Femi Adesina: Firing blanks, dangerously
By Kennedy Emetulu
I like and respect Femi and I consider him a friend. I have tried not to criticize him publicly; indeed, whatever I’ve had to say to him, I’ve said it to him privately. But I’m going to make an exception here. I’m doing so because I consider this piece an insult to Nigerians who endured 50 days of unmitigated insults from him and all those who spoke publicly for the president while he was in London. It is my view that rather than write a piece like this publicly upon the return of the president, Femi should have quietly thanked God and learned the lessons of the episode, the most important one being not to insult Nigerians over this matter, no matter their stance. Femi needs to get a good talking-to over this and I’m not hesitating to be one of those to tell him the truth loud and clear.
What we have in this piece is what happens when you cross the line from the public to the private, from the professional to the personal. Oh, of course, I’m not saying when you occupy the position of a media spokesperson for the president you shouldn’t have a personal relationship with him, no; however, the most important relationships are the professional and public ones because those are the primary reasons you are there.

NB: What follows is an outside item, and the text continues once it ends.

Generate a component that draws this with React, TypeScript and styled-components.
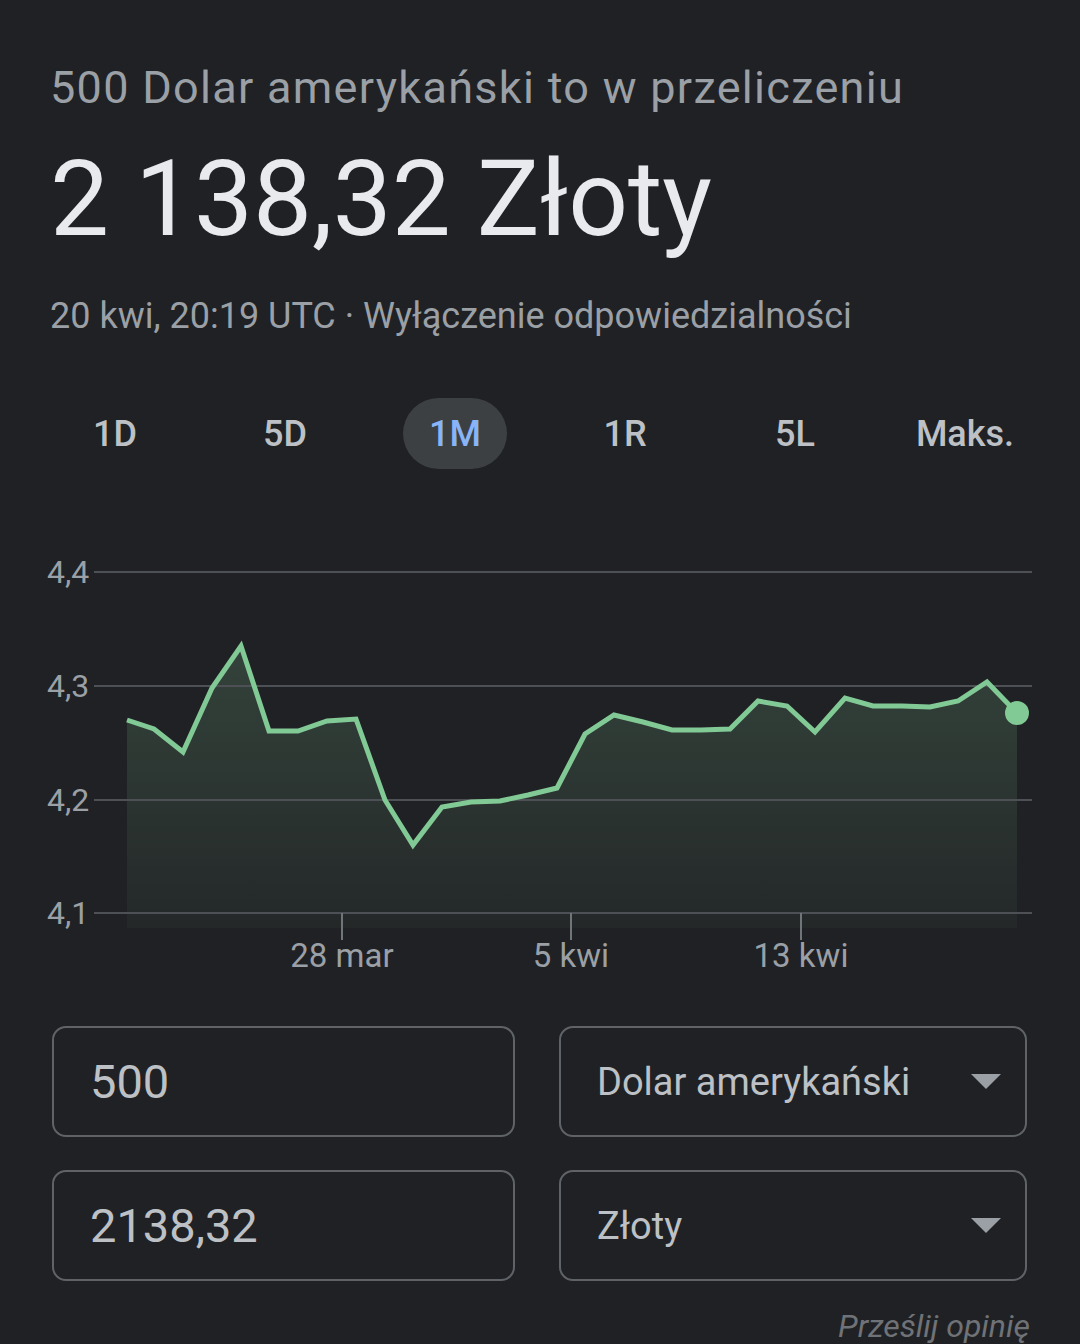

You are not appointed as an ab’obaku or someone who must follow the president or whoever you are appointed to represent in the media to the grave. You are appointed to sell him and his programme to the Nigerian people. You are appointed to do so professionally and respectfully and to do so with the voice and mind of the Nigerian people themselves because they are the people you are actually working for, not the president.
The president is elected to do a good job and you are appointed to constantly inform the people about this good job that the president is expected to be doing. You are the bridge between them and the president and his administration. Your job is to make your boss acceptable to Nigerians; your job is not to vilify the opposition, tag them uncharitably and insultingly or divide Nigerians along partisan lines. Your job is to win over all the haters of the president. You might not succeed in doing so fully, but you must be seen constantly to be attempting to do so at all times.
The way you talk in public and the way you respond to criticisms of the administration and the way you explain or defend your principal must show that you respect every Nigerian, no matter their view. For instance, as it concerns this matter, whether these Nigerians are mischief makers, people who wish the president dead or people opposed to his person and his administration, it shouldn’t matter. They are not the controllers of fates and the president’s well-being does not depend on them. Joining issues with them this way is childish, unintelligent and demeaning. Nigerians have seen that their president is back, they know he is recovering from an illness and is likely to return for more treatment and they have heard from him themselves; so of what value is Femi jumping in the gutter to engage anyone over this? While the president must receive flak as par the course because of the nature of his job, you must be like Caesar’s wife, above reproach, because you are there to make things easier for him with the people, not harder. Rather than creating a siege mentality around the president, you should be showing with your open door and your open heart that the president is not ensconced in Aso Rock, removed from national reality.
This piece shows what happens when you cannot rein in your emotions or check your bias when occupying a public position. Does Femi think he’s helping the president’s cause with this piece? Does he think this shows how loyal he is to the president? Does he think this would win anybody over to his side? Does he think this absolves him and his office from the blame that must surely be theirs for the ineptitude and shoddiness that attended their handling of the whole affair? The obvious irony here is that this piece is the biggest case of gloating we have seen since the president fell ill and was rushed to London. Can’t he see that he’s actually contradicting the maturity he attributes to the president’s conduct upon his return? To cut a long story short, this piece is unhelpful. Femi should not have written it.